O ministro Vítor Gaspar, à sua
maneira, também é uma personagem que acho muito piada. Aquela forma
exasperante de se expressar é única, principalmente quando está
muito calmo e placidamente a explicar como é que nos vai ao
bolso.
Também
escreveu para o «Contra Informação», um programa que marcou uma
época. Recebeu recados ou informações de políticos que se queixaram
dos textos ou dos bonecos?
Aqui e ali há uns zum zuns de algum
descontentamento, mas nunca ninguém ousou dizer na nossa cara as
suas próprias queixas. Isso revela que ainda somos um país
democrático. Há uns políticos que são mais sensíveis do que outros
ao humor que os visa. Uns sentem-se tocados, outros têm mais fair
play e poder de encaixe. Mas todos eles fazem um esforço para não
passar a ideia que se sentiram atingidos.
Tem uma
vida profissionalmente preenchida, com múltiplas solicitações. Como
é que observa a cavalgada imparável do desemprego, especialmente o
que afeta os jovens e a mão de obra qualificada?
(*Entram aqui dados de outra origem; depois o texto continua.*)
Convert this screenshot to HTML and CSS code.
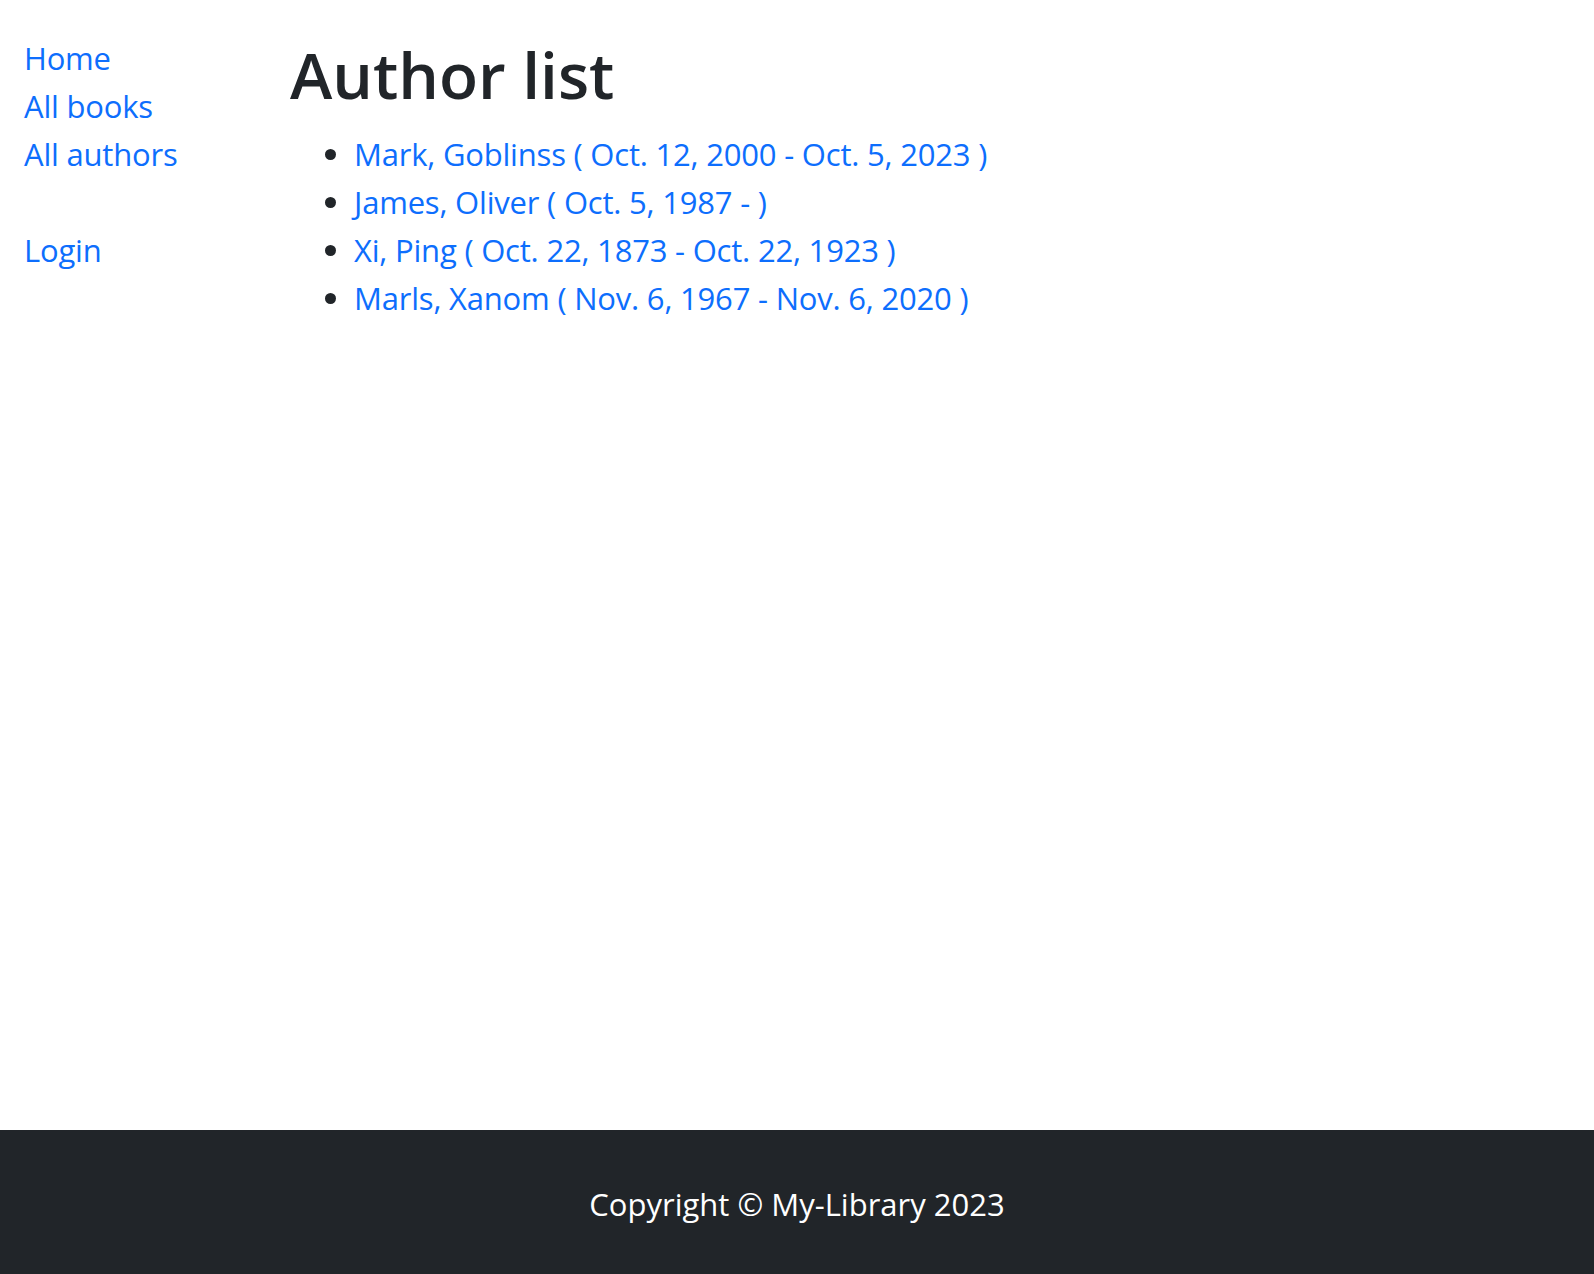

Muita apreensão. Sabíamos que as
vagas de emigração no princípio e em meados do século XX eram
protagonizadas por pessoas pobres e humildes, em busca de uma vida
melhor. Agora, assiste-se a uma debandada do que é bom para o
exterior, mas com a particularidade de a maioria dos que partem
terem formação superior. É um sinal dos tempos, se calhar. Vai mal
e perde o país que não consegue criar riqueza para segurar os seus
melhores técnicos, sejam eles pedreiros, eletricistas, escritores e
cientistas. O que é que o governo espera de um país em que as
pessoas têm de fugir para conseguirem sobreviver?
Tem um
filho de 12 anos, do primeiro casamento, e apresta-se para ser de
novo pai dentro de poucos meses. Qual é o segredo para educar? O
humor pode ser um contrapeso da severidade?
Acho que deve ser um misto. Importa
incutir rigor aos mais jovens, mas sobretudo valores. Procuro fazer
com que ele entenda que há tempo para cumprir obrigações e tempo
para brincar, tudo dentro de regras e uma atitude responsável.